>> begin

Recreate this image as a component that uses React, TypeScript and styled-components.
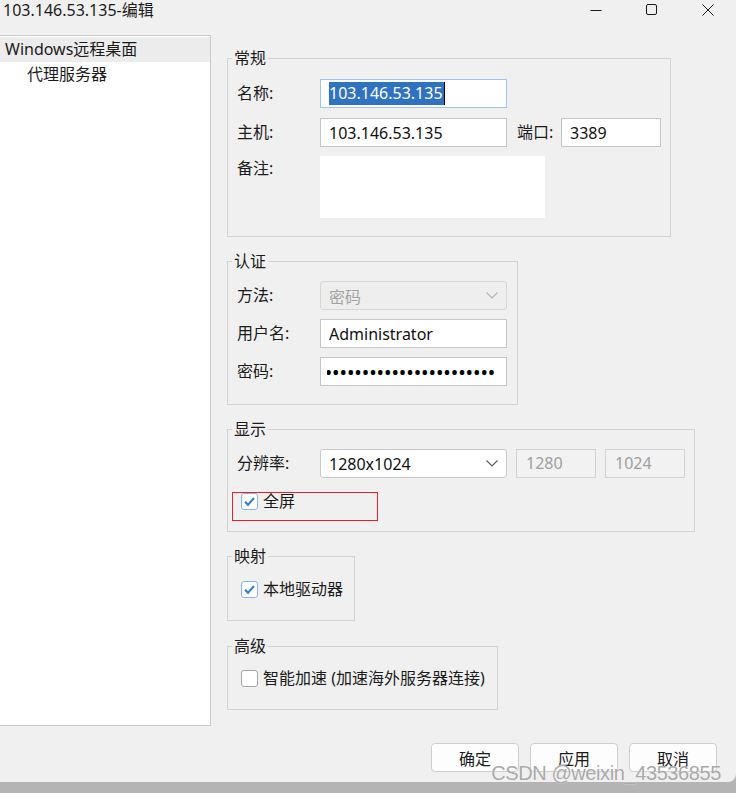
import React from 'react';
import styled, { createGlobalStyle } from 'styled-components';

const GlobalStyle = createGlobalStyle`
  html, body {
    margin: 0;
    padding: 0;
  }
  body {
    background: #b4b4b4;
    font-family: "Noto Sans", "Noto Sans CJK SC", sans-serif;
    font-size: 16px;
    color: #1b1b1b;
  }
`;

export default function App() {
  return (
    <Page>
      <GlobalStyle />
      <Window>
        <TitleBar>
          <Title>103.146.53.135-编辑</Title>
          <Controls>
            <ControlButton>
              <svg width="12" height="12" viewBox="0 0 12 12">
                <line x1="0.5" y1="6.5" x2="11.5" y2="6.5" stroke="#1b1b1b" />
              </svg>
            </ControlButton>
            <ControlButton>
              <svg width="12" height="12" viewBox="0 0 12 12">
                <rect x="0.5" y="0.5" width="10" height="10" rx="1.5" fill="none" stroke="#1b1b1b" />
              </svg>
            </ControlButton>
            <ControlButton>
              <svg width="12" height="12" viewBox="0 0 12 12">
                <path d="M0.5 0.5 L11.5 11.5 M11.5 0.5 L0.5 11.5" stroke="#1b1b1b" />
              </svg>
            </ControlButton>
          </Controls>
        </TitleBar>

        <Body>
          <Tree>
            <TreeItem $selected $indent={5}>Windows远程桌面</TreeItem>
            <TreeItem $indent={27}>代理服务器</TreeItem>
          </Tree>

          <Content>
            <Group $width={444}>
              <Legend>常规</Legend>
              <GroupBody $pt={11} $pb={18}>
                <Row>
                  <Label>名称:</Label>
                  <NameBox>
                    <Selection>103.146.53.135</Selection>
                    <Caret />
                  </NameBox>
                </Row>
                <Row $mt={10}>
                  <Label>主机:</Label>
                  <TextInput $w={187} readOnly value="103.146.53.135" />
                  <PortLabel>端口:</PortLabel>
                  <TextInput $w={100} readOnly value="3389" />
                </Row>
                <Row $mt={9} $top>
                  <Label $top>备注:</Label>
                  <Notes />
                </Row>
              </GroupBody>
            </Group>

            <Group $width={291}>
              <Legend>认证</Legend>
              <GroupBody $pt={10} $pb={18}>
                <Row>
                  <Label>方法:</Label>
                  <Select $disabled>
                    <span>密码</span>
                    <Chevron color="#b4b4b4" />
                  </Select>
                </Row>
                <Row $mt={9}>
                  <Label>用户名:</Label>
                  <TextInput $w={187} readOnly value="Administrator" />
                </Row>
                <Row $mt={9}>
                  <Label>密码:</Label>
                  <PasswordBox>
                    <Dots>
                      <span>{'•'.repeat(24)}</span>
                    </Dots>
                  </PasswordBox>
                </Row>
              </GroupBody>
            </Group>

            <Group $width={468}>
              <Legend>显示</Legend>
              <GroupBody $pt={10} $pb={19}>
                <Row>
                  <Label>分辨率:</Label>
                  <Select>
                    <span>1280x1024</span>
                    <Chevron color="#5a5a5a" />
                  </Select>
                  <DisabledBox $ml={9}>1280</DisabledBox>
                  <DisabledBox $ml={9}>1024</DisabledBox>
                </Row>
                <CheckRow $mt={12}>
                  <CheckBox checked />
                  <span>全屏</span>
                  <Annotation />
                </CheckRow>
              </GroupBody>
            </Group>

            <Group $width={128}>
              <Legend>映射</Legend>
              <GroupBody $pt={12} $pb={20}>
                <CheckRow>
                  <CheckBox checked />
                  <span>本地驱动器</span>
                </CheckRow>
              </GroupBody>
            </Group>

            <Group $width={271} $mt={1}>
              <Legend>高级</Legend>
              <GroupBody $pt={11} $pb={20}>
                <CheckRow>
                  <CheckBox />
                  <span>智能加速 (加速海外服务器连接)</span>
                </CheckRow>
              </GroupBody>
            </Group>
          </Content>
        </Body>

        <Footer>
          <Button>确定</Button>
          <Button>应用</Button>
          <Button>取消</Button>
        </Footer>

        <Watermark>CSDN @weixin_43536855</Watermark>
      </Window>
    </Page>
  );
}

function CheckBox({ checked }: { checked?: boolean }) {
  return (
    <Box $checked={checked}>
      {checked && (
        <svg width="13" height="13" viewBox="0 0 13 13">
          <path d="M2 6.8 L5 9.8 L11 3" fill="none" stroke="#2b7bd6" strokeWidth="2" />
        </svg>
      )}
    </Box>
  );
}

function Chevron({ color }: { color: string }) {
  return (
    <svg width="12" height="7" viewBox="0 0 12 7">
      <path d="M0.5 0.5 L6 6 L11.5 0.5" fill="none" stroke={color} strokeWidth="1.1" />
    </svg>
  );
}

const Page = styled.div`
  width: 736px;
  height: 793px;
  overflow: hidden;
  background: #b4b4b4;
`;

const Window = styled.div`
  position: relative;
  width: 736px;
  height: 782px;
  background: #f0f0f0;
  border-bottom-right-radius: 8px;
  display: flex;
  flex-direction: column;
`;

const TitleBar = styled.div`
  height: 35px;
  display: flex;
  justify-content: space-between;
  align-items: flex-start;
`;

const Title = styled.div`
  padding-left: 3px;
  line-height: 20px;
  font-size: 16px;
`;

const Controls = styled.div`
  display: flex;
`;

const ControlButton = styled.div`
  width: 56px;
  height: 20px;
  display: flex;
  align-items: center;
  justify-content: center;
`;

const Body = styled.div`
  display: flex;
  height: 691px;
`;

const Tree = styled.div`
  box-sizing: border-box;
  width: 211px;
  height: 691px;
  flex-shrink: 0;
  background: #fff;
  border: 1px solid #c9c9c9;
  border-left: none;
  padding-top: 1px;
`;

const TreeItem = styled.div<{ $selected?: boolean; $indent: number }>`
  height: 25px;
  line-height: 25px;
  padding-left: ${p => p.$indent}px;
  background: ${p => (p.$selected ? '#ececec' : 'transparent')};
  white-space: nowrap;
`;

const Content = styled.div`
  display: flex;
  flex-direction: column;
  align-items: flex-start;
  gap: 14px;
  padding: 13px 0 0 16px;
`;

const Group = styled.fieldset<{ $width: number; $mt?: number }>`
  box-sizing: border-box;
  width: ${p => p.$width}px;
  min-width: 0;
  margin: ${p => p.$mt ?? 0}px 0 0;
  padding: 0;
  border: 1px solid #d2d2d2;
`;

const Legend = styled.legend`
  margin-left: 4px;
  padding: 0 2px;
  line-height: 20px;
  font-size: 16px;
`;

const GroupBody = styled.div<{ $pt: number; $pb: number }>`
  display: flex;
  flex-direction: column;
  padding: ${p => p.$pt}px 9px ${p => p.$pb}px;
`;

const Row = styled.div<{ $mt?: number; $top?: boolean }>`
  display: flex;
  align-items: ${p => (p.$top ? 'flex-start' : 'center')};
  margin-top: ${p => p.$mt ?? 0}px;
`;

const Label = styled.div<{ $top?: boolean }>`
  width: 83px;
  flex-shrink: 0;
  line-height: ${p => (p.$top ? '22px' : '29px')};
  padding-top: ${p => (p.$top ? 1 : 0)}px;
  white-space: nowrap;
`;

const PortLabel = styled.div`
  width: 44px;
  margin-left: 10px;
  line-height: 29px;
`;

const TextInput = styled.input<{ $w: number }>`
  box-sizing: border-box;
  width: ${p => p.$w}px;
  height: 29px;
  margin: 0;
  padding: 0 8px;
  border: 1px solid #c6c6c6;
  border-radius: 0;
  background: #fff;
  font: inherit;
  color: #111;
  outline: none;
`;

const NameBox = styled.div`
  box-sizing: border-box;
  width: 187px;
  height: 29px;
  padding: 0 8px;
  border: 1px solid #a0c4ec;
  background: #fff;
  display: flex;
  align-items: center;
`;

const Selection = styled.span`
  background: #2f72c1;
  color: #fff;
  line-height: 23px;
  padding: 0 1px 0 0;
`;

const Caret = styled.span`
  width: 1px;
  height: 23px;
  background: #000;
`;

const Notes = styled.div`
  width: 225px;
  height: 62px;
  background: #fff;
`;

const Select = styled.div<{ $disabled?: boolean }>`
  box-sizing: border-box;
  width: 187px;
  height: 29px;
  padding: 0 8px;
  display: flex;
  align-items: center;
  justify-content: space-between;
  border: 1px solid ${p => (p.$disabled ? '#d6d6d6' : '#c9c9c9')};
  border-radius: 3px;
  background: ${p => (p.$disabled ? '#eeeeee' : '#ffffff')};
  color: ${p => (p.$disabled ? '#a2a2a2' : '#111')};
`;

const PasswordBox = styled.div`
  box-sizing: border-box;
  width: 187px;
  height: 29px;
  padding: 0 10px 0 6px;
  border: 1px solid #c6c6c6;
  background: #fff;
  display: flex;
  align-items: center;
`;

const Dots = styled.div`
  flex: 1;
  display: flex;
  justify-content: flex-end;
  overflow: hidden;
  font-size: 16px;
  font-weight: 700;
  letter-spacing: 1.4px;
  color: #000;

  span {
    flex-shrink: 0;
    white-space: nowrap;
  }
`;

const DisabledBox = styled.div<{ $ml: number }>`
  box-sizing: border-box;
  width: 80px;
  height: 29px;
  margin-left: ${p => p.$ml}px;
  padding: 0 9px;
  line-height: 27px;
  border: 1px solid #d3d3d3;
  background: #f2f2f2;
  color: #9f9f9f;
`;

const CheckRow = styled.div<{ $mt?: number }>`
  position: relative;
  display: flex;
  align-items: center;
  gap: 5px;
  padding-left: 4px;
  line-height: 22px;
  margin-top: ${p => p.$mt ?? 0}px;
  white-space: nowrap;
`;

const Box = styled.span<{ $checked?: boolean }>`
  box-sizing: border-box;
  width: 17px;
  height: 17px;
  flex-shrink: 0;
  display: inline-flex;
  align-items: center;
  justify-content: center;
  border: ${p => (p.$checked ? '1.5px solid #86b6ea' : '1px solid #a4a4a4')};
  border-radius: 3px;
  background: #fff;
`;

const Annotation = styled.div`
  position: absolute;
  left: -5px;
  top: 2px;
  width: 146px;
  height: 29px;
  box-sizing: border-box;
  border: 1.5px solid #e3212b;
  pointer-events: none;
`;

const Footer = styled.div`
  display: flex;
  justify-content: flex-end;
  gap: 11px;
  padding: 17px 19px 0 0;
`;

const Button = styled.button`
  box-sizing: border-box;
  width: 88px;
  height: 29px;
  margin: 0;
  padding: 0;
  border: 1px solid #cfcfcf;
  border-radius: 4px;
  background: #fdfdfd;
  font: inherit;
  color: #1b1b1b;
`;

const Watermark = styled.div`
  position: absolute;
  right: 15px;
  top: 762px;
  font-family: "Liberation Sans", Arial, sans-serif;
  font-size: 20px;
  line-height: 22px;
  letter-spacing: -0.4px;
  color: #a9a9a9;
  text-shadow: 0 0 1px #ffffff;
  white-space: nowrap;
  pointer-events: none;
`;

>> end

● Set task
Using the material above, copy every line in which the string "components" occurs.

● Response
Recreate this image as a component that uses React, TypeScript and styled-components.
import styled, { createGlobalStyle } from 'styled-components';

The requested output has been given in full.